Certainly this is particularly true of Star Trek series, which take years to
become polished enough to produce their best material, and so there is no
reason to expect Enterprise's first season to have produced the great classic
episodes that might one day become associated with the series. As such, any
criticism of the first season must be written and read with this
knowledge in mind.
At the same time the basic identities of the characters, the style and
feel of a series do tend to become set in its first season. Essentially, the
first season of a Star Trek series serves a similar role as pilots do to
many other series. It produces patterns which may be modified somewhat, but
still influence and define the show's future. Attempts to redefine the
show's dynamic (witness Stewart's attempt to transform Picard into a man of action) may fail and ring flat.
So while plot arc-intensive episodes like "Cold Front," "Shadows of P'Jem" and "Shockwave" may grab the audience's attention, the real impact of Enterprise's first season will likely be felt in the more character centered episodes like "Shuttlepod One," "Fallen Hero" and "Fight or Flight." Despite any impressions to the contrary, plot arcs are created on the spot and even when a series bible exists it is frequently modified by the writers and producers. Characters, on the other hand, become fixed beyond a certain point so that the writers come to discover that they are dealing with a set mould that is difficult if not impossible to change. In sum, the failures and successes of the future of a series are rooted in
the patterns that can be noted in its first season. There are many patterns emerging now.

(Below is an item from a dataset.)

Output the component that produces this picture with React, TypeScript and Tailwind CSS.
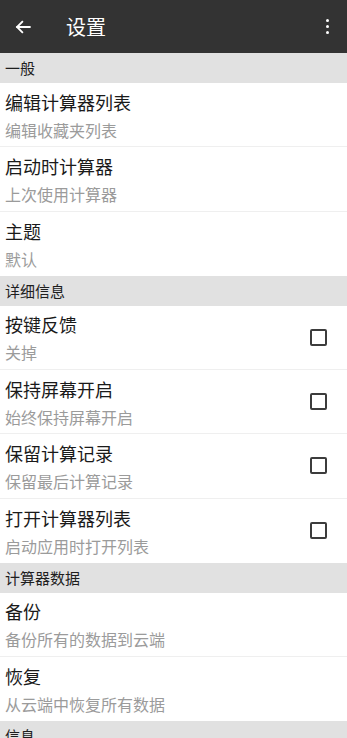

One is the question of setting. With its emphasis on space exploration, Enterprise functions far better in stories set in space than in those set planetside. With episodes like "Fight or Flight," "Silent Enemy," "Fallen Hero", "Shuttlepod One," "Breaking the Ice" and "Cold Front," Enterprise demonstrated that space-based bottle shows play to its strengths. These are its emphases on isolation, exploration, unknown threats and personality clashes. On the other hand, there is something about planetside stories that causes the writers to revisit every cliché from the past four series resulting in clunkers like "Terra Nova," "Strange New World," "Rogue Planet," "Civilization," "Oasis" and "Desert Crossing." A promising episode like "Dear Doctor" had a strong beginning when it was set in space and collapses into a Voyager retread when it touches the ground. Where space provides the chance to break new ground, visiting a planet or an alien culture results in another retread from the cliché factory.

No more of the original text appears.